IS didn’t let Mosul’s Christians leave without one final humiliation, however. Gunmen robbed them and turfed them out of their vehicles as they fled, forcing whole families to walk the full 85km (52 miles) to the next biggest Iraqi town not already under IS control, Erbil - a city administrated by the Kurdish Regional Government (KRG).

“They made checkpoints at the borders of Mosul where they checked identity cards, because your religion is on your identity card,” said Sarmad.

“So whenever they see a Christian they grab everyone from the car and they take everything. So we left with nothing. We walked all that day towards Erbil. All the Christian families were walking that day.

“We arrived at night. Young people slept on the pavements, some people in tents, the church halls. We stayed in different places. Then we found a place in a church hall.”

The Kurds have held the line against IS almost singlehandedly since Abu Bakr al-Baghdadi’s men seized Mosul. But with their own designs on an independent Kurdish state once the fighting stops, Kurds only begrudgingly accepted the wave of Arabic-speaking Christians spilling into their territory. Sarmad says they were not made to feel welcome.

“Because we are Arab people, they don’t give jobs to us and they consider us from a different country ... They don’t give jobs to the people who are not in the Kurdish party,” Sarmad explains.

“Kurdish people are from Kurdistan … They don’t want Arabic people inside Kurdistan. And they don’t give us any rights inside Kurdistan. So how can this become our country?”

Iraqis are not given refugee status in neighboring Arab states. If they don’t have family to stay with in Jordan, or elsewhere in the region, the alternatives for the internally displaced are to head south or to the capital, Baghdad. However, since the US-led invasion of 2003, sectarian conflict has exploded across Iraq. Christians, Sarmad explains, are not guaranteed safety anywhere.

“We were living, before 2003, without discrimination between people. You live with everyone without asking about their religion or anything. But after 2003 it become more difficult. When you are a Christian, when they deal with you, they talk with you, it’s in a different way.”

“There are no Christians now in Mosul, a minority in Baghdad and the south, we are a minority everywhere inside Iraq and this is difficult for the people. They can make fake checkpoints to check for the Christian, they can kill them in the checkpoint.”
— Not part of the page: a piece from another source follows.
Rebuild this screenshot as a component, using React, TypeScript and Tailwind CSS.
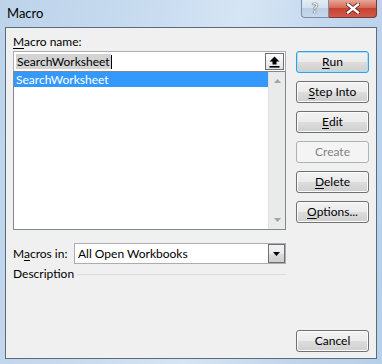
import React from "react";

const font = { fontFamily: "Lato, 'Noto Sans', sans-serif" };

function U({ children }: { children: React.ReactNode }) {
  return <span className="underline underline-offset-[2px] decoration-[1px]">{children}</span>;
}

function Btn({
  children,
  focused,
  disabled,
}: {
  children: React.ReactNode;
  focused?: boolean;
  disabled?: boolean;
}) {
  const cls = disabled
    ? "border-[#adb2b5] bg-[#f4f4f4] text-[#838383]"
    : focused
    ? "border-[#3c9ee0] bg-[linear-gradient(#f2f2f2_0%,#ebebeb_50%,#dddddd_50%,#cfcfcf_100%)] shadow-[inset_0_0_0_1px_#a6e0f8] text-black"
    : "border-[#707070] bg-[linear-gradient(#f2f2f2_0%,#ebebeb_50%,#dddddd_50%,#cfcfcf_100%)] shadow-[inset_0_0_0_1px_#fbfbfb] text-black";
  return (
    <div
      className={`h-[22px] w-[73px] rounded-[3px] border flex items-center justify-center text-[12px] leading-none ${cls}`}
    >
      {children}
    </div>
  );
}

function Tri({ down, color }: { down?: boolean; color: string }) {
  return (
    <svg width="7" height="4" viewBox="0 0 7 4">
      {down ? (
        <polygon points="0,0 7,0 3.5,4" fill={color} />
      ) : (
        <polygon points="0,4 7,4 3.5,0" fill={color} />
      )}
    </svg>
  );
}

export default function App() {
  return (
    <div
      className="w-[382px] h-[364px] flex flex-col bg-[linear-gradient(100deg,#bcd3ea_0%,#c9dcf0_35%,#d6e5f4_55%,#bfd5ec_80%,#b6cfe8_100%)] text-black"
      style={font}
    >
      {/* title bar */}
      <div className="h-[27px] flex items-start justify-between">
        <div className="pl-[7px] pt-[5px] text-[13px] leading-[16px]">Macro</div>
        <div className="flex mr-[5px]">
          <div className="w-[28px] h-[18px] border border-t-0 border-[#7b8ea5] rounded-bl-[4px] bg-[linear-gradient(#e3ecf6_0%,#d2e0ef_50%,#bccfe4_50%,#c6d8ec_100%)] flex items-center justify-center">
            <span className="text-[13px] font-bold leading-none text-[#f6f6f6] [text-shadow:0_0_1px_#333,0_0_1px_#333]">?</span>
          </div>
          <div className="w-[48px] h-[18px] border border-t-0 border-l-0 border-[#7a3a34] rounded-br-[4px] bg-[linear-gradient(#e8a597_0%,#d66b5c_45%,#c7432f_50%,#d2594a_100%)] flex items-center justify-center">
            <svg width="14" height="11" viewBox="0 0 14 11">
              <path d="M2 1.5 L12 9.5 M12 1.5 L2 9.5" stroke="#5a1e18" strokeWidth="4" strokeLinecap="square" />
              <path d="M2 1.5 L12 9.5 M12 1.5 L2 9.5" stroke="#ffffff" strokeWidth="2.4" strokeLinecap="square" />
            </svg>
          </div>
        </div>
      </div>

      {/* client area */}
      <div className="mx-[5px] h-[332px] border border-[#5b6b7c] bg-[#f0f0f0] flex pl-[7px] text-[12px]">
        {/* left column */}
        <div className="w-[273px] flex flex-col pt-[5px]">
          <div className="h-[18px] leading-[18px]">
            <U>M</U>acro name:
          </div>
          {/* input */}
          <div className="h-[20px] border border-b-0 border-[#abadb3] bg-white flex items-center justify-between pl-[2px] pr-[1px]">
            <div className="flex items-center">
              <span className="bg-[#d3d3d3] leading-[15px] px-[1px]">SearchWorksheet</span>
              <span className="w-[1px] h-[14px] bg-black" />
            </div>
            <div className="w-[19px] h-[17px] border border-[#707070] bg-[linear-gradient(#ffffff,#f0f0f0_50%,#e3e3e3)] flex items-center justify-center">
              <svg width="11" height="12" viewBox="0 0 11 12">
                <polygon points="5.5,0.5 10.5,5.5 7.5,5.5 7.5,8.5 3.5,8.5 3.5,5.5 0.5,5.5" fill="#000" />
                <rect x="0.5" y="10" width="10" height="1.6" fill="#000" />
              </svg>
            </div>
          </div>
          {/* listbox */}
          <div className="h-[159px] border border-[#828790] bg-white flex">
            <div className="flex-1">
              <div className="h-[15px] bg-[#3399ff] text-white leading-[15px] pl-[2px]">SearchWorksheet</div>
            </div>
            <div className="w-[17px] bg-[#eaeaea] border-l border-[#e0e0e0] flex flex-col items-center justify-between py-[7px]">
              <Tri color="#a3a3a3" />
              <Tri down color="#a3a3a3" />
            </div>
          </div>
          {/* macros in */}
          <div className="mt-[13px] h-[21px] flex items-center">
            <div className="w-[61px]">
              M<U>a</U>cros in:
            </div>
            <div className="flex-1 h-[21px] border border-[#abadb3] bg-white flex items-center justify-between pl-[3px]">
              <span>All Open Workbooks</span>
              <div className="w-[17px] h-[19px] border border-[#707070] bg-[linear-gradient(#f2f2f2_0%,#ebebeb_50%,#dddddd_50%,#cfcfcf_100%)] flex items-center justify-center">
                <Tri down color="#000" />
              </div>
            </div>
          </div>
          {/* description */}
          <div className="mt-[2px] h-[16px] flex items-center">
            <span className="leading-[16px]">Description</span>
            <div className="flex-1 ml-[3px] h-[1px] bg-[#d5dfe5]" />
          </div>
        </div>

        {/* right column */}
        <div className="ml-[10px] flex flex-col gap-[8px] pt-[23px] pb-[6px]">
          <Btn focused>
            <U>R</U>un
          </Btn>
          <Btn>
            <U>S</U>tep Into
          </Btn>
          <Btn>
            <U>E</U>dit
          </Btn>
          <Btn disabled>Create</Btn>
          <Btn>
            <U>D</U>elete
          </Btn>
          <Btn>
            <U>O</U>ptions...
          </Btn>
          <div className="mt-auto">
            <Btn>Cancel</Btn>
          </div>
        </div>
      </div>
    </div>
  );
}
“They call it a slow-motion genocide for the Christians inside Iraq. Because they are killing them day after day, 10 people in one day. Or maybe they will bomb a church. From 2003 until 2014 they used to bomb churches inside Mosul. They killed bishops and priests inside Mosul and even Baghdad and everywhere in Iraq. And the government cannot do anything for them.”

Despite the horrifying reality facing Iraq’s Christians, the Home Office has ruled against offering Sarmad asylum, claiming he can safely return to Kurdistan or Baghdad.
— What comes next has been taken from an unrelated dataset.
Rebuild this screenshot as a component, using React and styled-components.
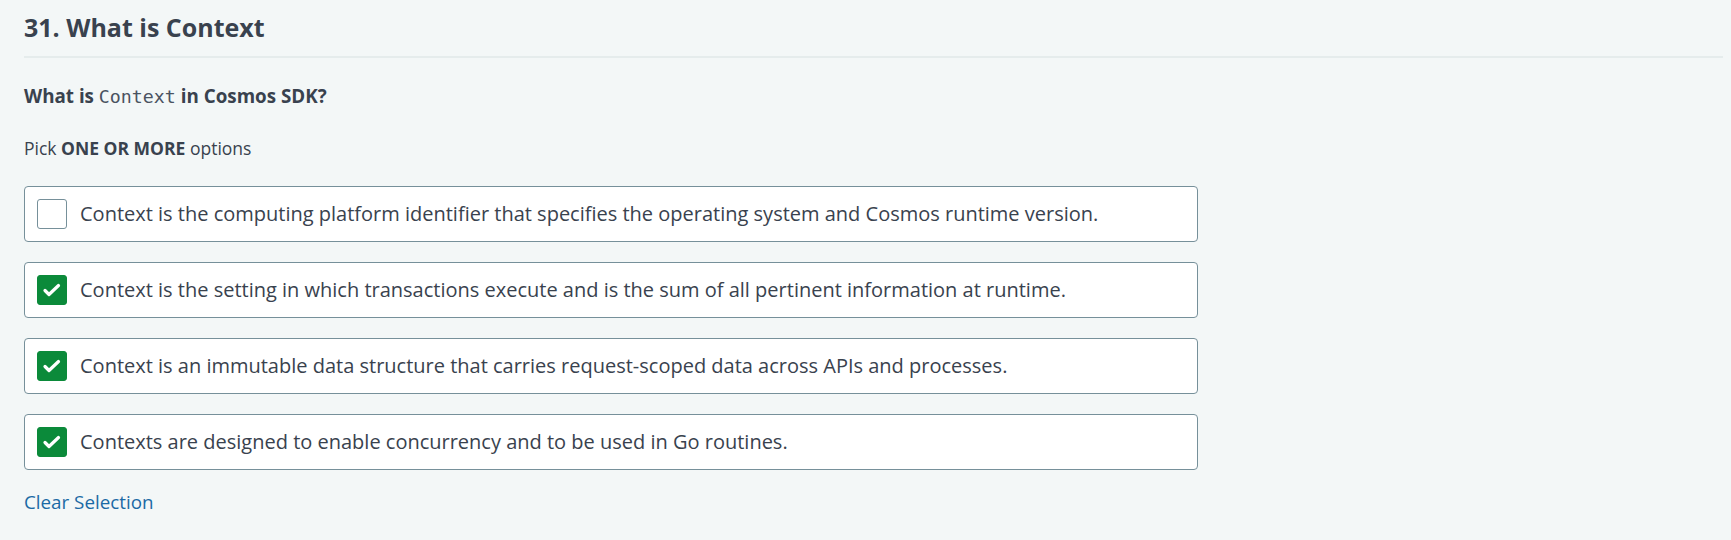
import React from "react";
import styled, { createGlobalStyle } from "styled-components";

const GlobalStyle = createGlobalStyle`
  html, body {
    margin: 0;
    padding: 0;
    background: #f3f7f7;
  }
  body {
    font-family: "Open Sans", "Noto Sans", sans-serif;
    color: #39424e;
  }
`;

const Page = styled.div`
  padding: 0 8px 0 24px;
`;

const Title = styled.h1`
  margin: 0;
  padding-top: 9px;
  height: 47px;
  font-size: 25px;
  font-weight: 700;
  line-height: 36px;
  color: #39424e;
  border-bottom: 2px solid #e5ecec;
`;

const Question = styled.p`
  margin: 25px 0 0;
  font-size: 18.8px;
  font-weight: 700;
  line-height: 26px;

  code {
    font-family: "DejaVu Sans Mono", "Liberation Mono", monospace;
    font-weight: 400;
    font-size: 18.3px;
    color: #4a5361;
  }
`;

const Hint = styled.p`
  margin: 26px 0 0;
  font-size: 17.5px;
  line-height: 24px;

  b {
    font-weight: 700;
  }
`;

const Options = styled.div`
  display: flex;
  flex-direction: column;
  gap: 20.5px;
  margin-top: 26px;
  width: 1174px;
`;

const Option = styled.label`
  display: flex;
  align-items: center;
  gap: 13px;
  height: 55.5px;
  box-sizing: border-box;
  padding: 0 12px;
  background: #ffffff;
  border: 1px solid #76909a;
  border-radius: 4px;
  font-size: 20px;
  color: #39424e;
  cursor: pointer;
`;

const Box = styled.span`
  flex: none;
  display: flex;
  width: 30px;
  height: 30px;
  box-sizing: border-box;
  border-radius: 3px;
  border: 1px solid ${(p) => (p.$checked ? "#0b8a3a" : "#76909a")};
  background: ${(p) => (p.$checked ? "#0b8a3a" : "#ffffff")};
`;

const ClearLink = styled.a`
  display: inline-block;
  margin-top: 19px;
  font-size: 18.8px;
  line-height: 26px;
  color: #1b6aa5;
  text-decoration: none;
  cursor: pointer;
`;

const Check = () => (
  <svg width="28" height="28" viewBox="1 1 28 28" fill="none">
    <path
      d="M8 15.5 L12 19.5 L21.5 10.5"
      stroke="#ffffff"
      strokeWidth="3.2"
      strokeLinecap="round"
      strokeLinejoin="round"
    />
  </svg>
);

const options = [
  {
    text: "Context is the computing platform identifier that specifies the operating system and Cosmos runtime version.",
    checked: false,
  },
  {
    text: "Context is the setting in which transactions execute and is the sum of all pertinent information at runtime.",
    checked: true,
  },
  {
    text: "Context is an immutable data structure that carries request-scoped data across APIs and processes.",
    checked: true,
  },
  {
    text: "Contexts are designed to enable concurrency and to be used in Go routines.",
    checked: true,
  },
];

export default function App() {
  return (
    <>
      <GlobalStyle />
      <Page>
        <Title>31. What is Context</Title>
        <Question>
          What is <code>Context</code> in Cosmos SDK?
        </Question>
        <Hint>
          Pick <b>ONE OR MORE</b> options
        </Hint>
        <Options>
          {options.map((o) => (
            <Option key={o.text}>
              <Box $checked={o.checked}>{o.checked && <Check />}</Box>
              {o.text}
            </Option>
          ))}
        </Options>
        <ClearLink>Clear Selection</ClearLink>
      </Page>
    </>
  );
}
The decision is all the more astonishing as Sarmad’s older brother has already been granted UK asylum. As an ordained priest, who studied English in Britain, he was given refugee status in 2010 after bombs were planted outside the family home in Mosul.

“After he was ordained [and] it was advertised on the TV … we got a threatening letter to our house saying we will kill the Christians, we will bomb your churches and kill every Christian in the city, and they put his name as well in the threatening letter … After a few days, they put a bomb on the gate of the house.”
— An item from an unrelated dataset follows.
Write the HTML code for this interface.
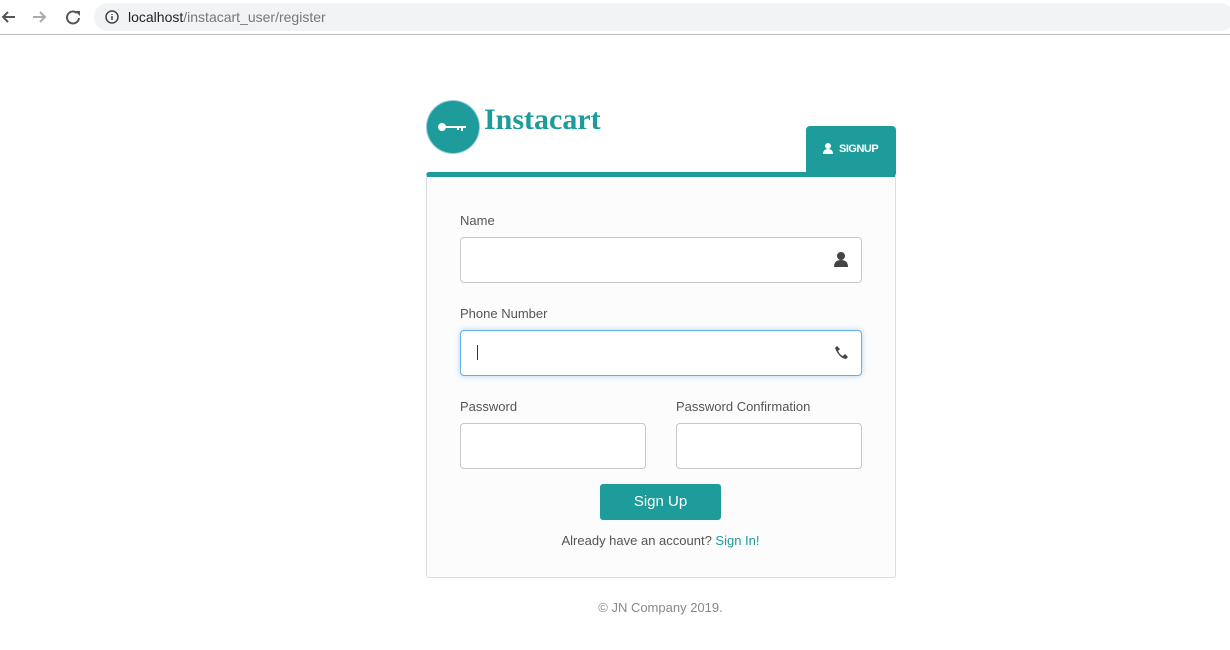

As Sarmad is an adult, and therefore not classified as a dependent, the British Home Office does not see the need to keep the brothers together, ruling he must return to his family in Erbil.

Sarmad graduated from the University of Mosul with a degree in engineering in 2013. After his arrival in Kurdistan he was awarded an Iraqi government scholarship to study his masters in the UK.

He moved to Britain in early 2015 to take English lessons before his course began. But as the violence intensified across Iraq, Sarmad’s state funding suddenly dried up. With no way to pay for his studies, and afraid to return to an increasingly hostile Iraq, he applied for asylum in Britain.

“I’m still appealing because it’s impossible to go back to a place with nothing. Our house is taken by ISIS. Everything taken by ISIS. Even our neighbors are now supporting ISIS. So how can I go to a place where they are all supporting ISIS? It’s like someone going back to die. That means if they want to send me back, they want to kill me.

“The situation there is unsafe and unstable. Even the Home Office admit that it is unstable inside Iraq and don’t advise anyone to travel to Iraq, but they want us to go back.”

Unable to plan beyond his next asylum hearing, trapped in a legal limbo, Sarmad laments the years and the opportunities robbed by the conflict and Britain’s unwillingness to guarantee his safety.

“I want to live as a normal person. I want to live normally. Because from 2014 until now, it’s two years, I’m just waiting and not doing anything. Our lives, all our Christian lives in Mosul, are ruined by ISIS and we are still not doing anything. We want to continue our lives.”

RT has approached the Home Office for comment. It is yet to respond.